Your net worth is telling you how you are doing financially. To calculate it, you simply take your assets and subtract your liabilities. The result is how much you are worth.

The goal is to have this number increase on a regular basis. How do you get it to increase? Pay off debt, save and invest. That’s it.

I like to calculate my net worth monthly, and you can see how to do so in this step by step guide. But you can also use Personal Capital as well. It will calculate your net worth for you and help you save money on investment fees and create a retirement plan for you, all for free. It’s a powerful tool and my wife and I swear by it. You can get started by clicking here.

#8: Have goals in life.

What do you want your career to look like? How do you see your future playing out? Don’t look at this as only an exercise to try to figure out what you want to do in retirement. Look at your entire life.

For example, when I was dating my wife and we were talking about marriage and starting a family, we both made it clear that we wanted to be there for the kids. We wanted to be able to attend their school events and their extra-curricular activities. We can’t do this if we are working at jobs until 8pm every night.

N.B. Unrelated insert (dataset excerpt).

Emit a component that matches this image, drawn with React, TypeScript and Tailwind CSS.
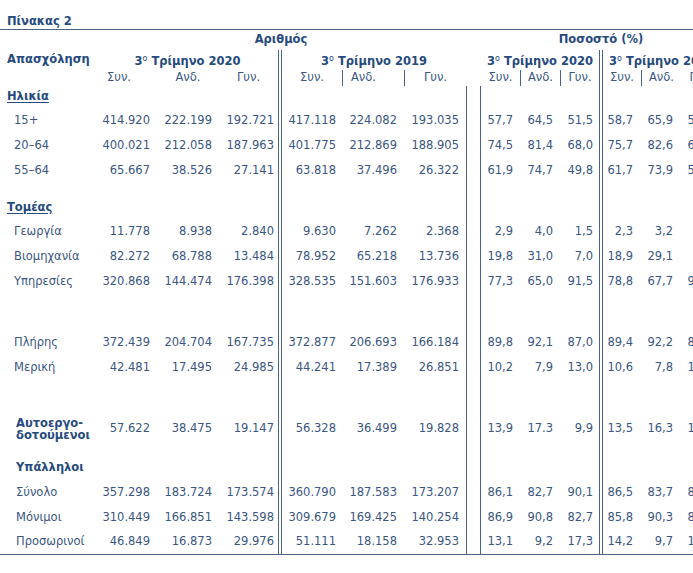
import React from "react";

const LINE = "border-[#4a6386]";

type RowProps = { h: string; label?: React.ReactNode; v?: string[] };

function Row({ h, label, v = [] }: RowProps) {
  return (
    <div className={`flex ${h}`}>
      <div className="w-[81px] shrink-0 flex items-center whitespace-nowrap">{label}</div>
      <div className="w-[76px] shrink-0 flex items-center justify-end pr-[7px]">{v[0]}</div>
      <div className="w-[62px] shrink-0 flex items-center justify-end pr-[7px]">{v[1]}</div>
      <div className="w-[59px] shrink-0 flex items-center justify-end pr-[4px]">{v[2]}</div>
      <div className="w-[64px] shrink-0 flex items-center justify-end pr-[6px] border-l-4 border-double border-[#4a6386]">{v[3]}</div>
      <div className="w-[62px] shrink-0 flex items-center justify-end pr-[7px]">{v[4]}</div>
      <div className="w-[62px] shrink-0 flex items-center justify-end pr-[7px]">{v[5]}</div>
      <div className="w-[15px] shrink-0 border-x border-[#4a6386]" />
      <div className="w-[39px] shrink-0 flex items-center justify-end pr-[7px]">{v[6]}</div>
      <div className="w-[40px] shrink-0 flex items-center justify-end pr-[7px]">{v[7]}</div>
      <div className="w-[39px] shrink-0 flex items-center justify-end pr-[6px]">{v[8]}</div>
      <div className="w-[42px] shrink-0 flex items-center justify-end pr-[8px] border-l-4 border-double border-[#4a6386]">{v[9]}</div>
      <div className="w-[40px] shrink-0 flex items-center justify-end pr-[8px]">{v[10]}</div>
      <div className="w-[40px] shrink-0 flex items-center justify-end pr-[8px]">{v[11]}</div>
    </div>
  );
}

function Tri({ year }: { year: string }) {
  return (
    <span className="whitespace-nowrap text-[11.5px]">
      3<span className="relative -top-[4px] text-[8px] font-normal">ο</span> Τρίμηνο {year}
    </span>
  );
}

const Section = ({ children }: { children: React.ReactNode }) => (
  <span className="pl-[7px] font-bold text-[#264a7e] underline underline-offset-2 text-[11.5px]">{children}</span>
);
const Lbl = ({ children, pl = "pl-[14px]" }: { children: React.ReactNode; pl?: string }) => (
  <span className={pl}>{children}</span>
);

export default function App() {
  return (
    <div className="w-[693px] h-[573px] overflow-hidden bg-white font-['DejaVu_Sans',Verdana,sans-serif] text-[11.5px] text-[#3a5682]">
      <div className="w-[721px]">
        {/* Title */}
        <div className={`h-[30px] flex items-end pl-[7px] border-b ${LINE}`}>
          <span className="font-bold text-[11.5px] leading-[15px] text-[#264a7e]">Πίνακας 2</span>
        </div>
        {/* Group headers */}
        <div className="flex h-[20px] font-bold text-[11.5px] text-[#264a7e]">
          <div className="w-[81px] shrink-0" />
          <div className="w-[400px] shrink-0 flex items-center justify-center">Αριθμός</div>
          <div className="w-[240px] shrink-0 flex items-center justify-center">Ποσοστό (%)</div>
        </div>
        {/* Period headers */}
        <div className="flex h-[20px] font-bold text-[11.5px] text-[#264a7e]">
          <div className="w-[81px] shrink-0 pl-[7px] pt-[1px] whitespace-nowrap">Απασχόληση</div>
          <div className="w-[197px] shrink-0 flex justify-center pl-[16px] pt-[3px]">
            <Tri year="2020" />
          </div>
          <div className="w-[188px] shrink-0 flex justify-center pt-[3px] border-l-4 border-double border-[#4a6386]">
            <Tri year="2019" />
          </div>
          <div className="w-[15px] shrink-0" />
          <div className="w-[118px] shrink-0 flex justify-center pt-[3px]">
            <Tri year="2020" />
          </div>
          <div className="w-[122px] shrink-0 flex justify-center pt-[3px] border-l-4 border-double border-[#4a6386]">
            <Tri year="2019" />
          </div>
        </div>
        {/* Sub headers */}
        <div className="flex h-[16px]">
          <div className="w-[81px] shrink-0" />
          <div className="w-[76px] shrink-0 flex items-center justify-center">Συν.</div>
          <div className="w-[62px] shrink-0 flex items-center justify-center">Ανδ.</div>
          <div className="w-[59px] shrink-0 flex items-center justify-center">Γυν.</div>
          <div className="w-[64px] shrink-0 flex items-center justify-center border-l-4 border-double border-[#4a6386]">Συν.</div>
          <div className="w-[62px] shrink-0 flex items-center justify-center pr-[20px] border-l border-[#4a6386]">Ανδ.</div>
          <div className="w-[62px] shrink-0 flex items-center justify-center border-l border-[#4a6386]">Γυν.</div>
          <div className="w-[15px] shrink-0" />
          <div className="w-[39px] shrink-0 flex items-center justify-center">Συν.</div>
          <div className="w-[40px] shrink-0 flex items-center justify-center border-l border-[#4a6386]">Ανδ.</div>
          <div className="w-[39px] shrink-0 flex items-center justify-center border-l border-[#4a6386]">Γυν.</div>
          <div className="w-[42px] shrink-0 flex items-center justify-center border-l-4 border-double border-[#4a6386]">Συν.</div>
          <div className="w-[40px] shrink-0 flex items-center justify-center border-l border-[#4a6386]">Ανδ.</div>
          <div className="w-[40px] shrink-0 flex items-center justify-center">Γυν.</div>
        </div>

        {/* Body */}
        <div className={`border-b ${LINE}`}>
          <Row h="h-[22px]" label={<Section>Ηλικία</Section>} />
          <Row h="h-[25px]" label={<Lbl>15+</Lbl>} v={["414.920", "222.199", "192.721", "417.118", "224.082", "193.035", "57,7", "64,5", "51,5", "58,7", "65,9", "51,9"]} />
          <Row h="h-[25px]" label={<Lbl>20–64</Lbl>} v={["400.021", "212.058", "187.963", "401.775", "212.869", "188.905", "74,5", "81,4", "68,0", "75,7", "82,6", "69,2"]} />
          <Row h="h-[25px]" label={<Lbl>55–64</Lbl>} v={["65.667", "38.526", "27.141", "63.818", "37.496", "26.322", "61,9", "74,7", "49,8", "61,7", "73,9", "50,1"]} />
          <Row h="h-[13px]" />
          <Row h="h-[23px]" label={<Section>Τομέας</Section>} />
          <Row h="h-[25px]" label={<Lbl>Γεωργία</Lbl>} v={["11.778", "8.938", "2.840", "9.630", "7.262", "2.368", "2,9", "4,0", "1,5", "2,3", "3,2", "1,3"]} />
          <Row h="h-[25px]" label={<Lbl>Βιομηχανία</Lbl>} v={["82.272", "68.788", "13.484", "78.952", "65.218", "13.736", "19,8", "31,0", "7,0", "18,9", "29,1", "7,8"]} />
          <Row h="h-[25px]" label={<Lbl>Υπηρεσίες</Lbl>} v={["320.868", "144.474", "176.398", "328.535", "151.603", "176.933", "77,3", "65,0", "91,5", "78,8", "67,7", "90,9"]} />
          <Row h="h-[36px]" />
          <Row h="h-[25px]" label={<Lbl>Πλήρης</Lbl>} v={["372.439", "204.704", "167.735", "372.877", "206.693", "166.184", "89,8", "92,1", "87,0", "89,4", "92,2", "86,0"]} />
          <Row h="h-[26px]" label={<Lbl>Μερική</Lbl>} v={["42.481", "17.495", "24.985", "44.241", "17.389", "26.851", "10,2", "7,9", "13,0", "10,6", "7,8", "14,0"]} />
          <Row h="h-[33px]" />
          <Row
            h="h-[30px]"
            label={
              <span className="block pl-[16px] font-bold text-[11.5px] leading-[12px] text-[#264a7e]">
                <span className="block">Αυτοεργο-</span>
                <span className="block">δοτούμενοι</span>
              </span>
            }
            v={["57.622", "38.475", "19.147", "56.328", "36.499", "19.828", "13,9", "17.3", "9,9", "13,5", "16,3", "11,4"]}
          />
          <Row h="h-[12px]" />
          <Row h="h-[24px]" label={<span className="pl-[16px] font-bold text-[11.5px] text-[#264a7e]">Υπάλληλοι</span>} />
          <Row h="h-[25px]" label={<Lbl pl="pl-[16px]">Σύνολο</Lbl>} v={["357.298", "183.724", "173.574", "360.790", "187.583", "173.207", "86,1", "82,7", "90,1", "86,5", "83,7", "89,7"]} />
          <Row h="h-[25px]" label={<Lbl pl="pl-[16px]">Μόνιμοι</Lbl>} v={["310.449", "166.851", "143.598", "309.679", "169.425", "140.254", "86,9", "90,8", "82,7", "85,8", "90,3", "80,8"]} />
          <Row h="h-[24px]" label={<Lbl pl="pl-[16px]">Προσωρινοί</Lbl>} v={["46.849", "16.873", "29.976", "51.111", "18.158", "32.953", "13,1", "9,2", "17,3", "14,2", "9,7", "19,2"]} />
        </div>
      </div>
    </div>
  );
}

So we started to take action so that we would have this option. Will we be able to attend every event? Probably not. But we will be able to be there for as many as possible.

The point is, take the time and figure out what you want in life and start making plans for it. Your plans will change as you grow older and you get married and start a family. But by making goals now, you will set yourself up for your future years.

#9: Work on yourself.

In addition to having goals in life, make it a habit to improve yourself every day. This can be as simple as reading everyday or going for a walk. By making sure you are your best, you can enjoy life more and this opens the door for more possibilities in life.

So there is your outline for how to build wealth in your 20s. I realize it was a lot of information, so take it one section at a time. The important thing is that you work your way through it so that by the time you reach your 30s, you are in great financial shape.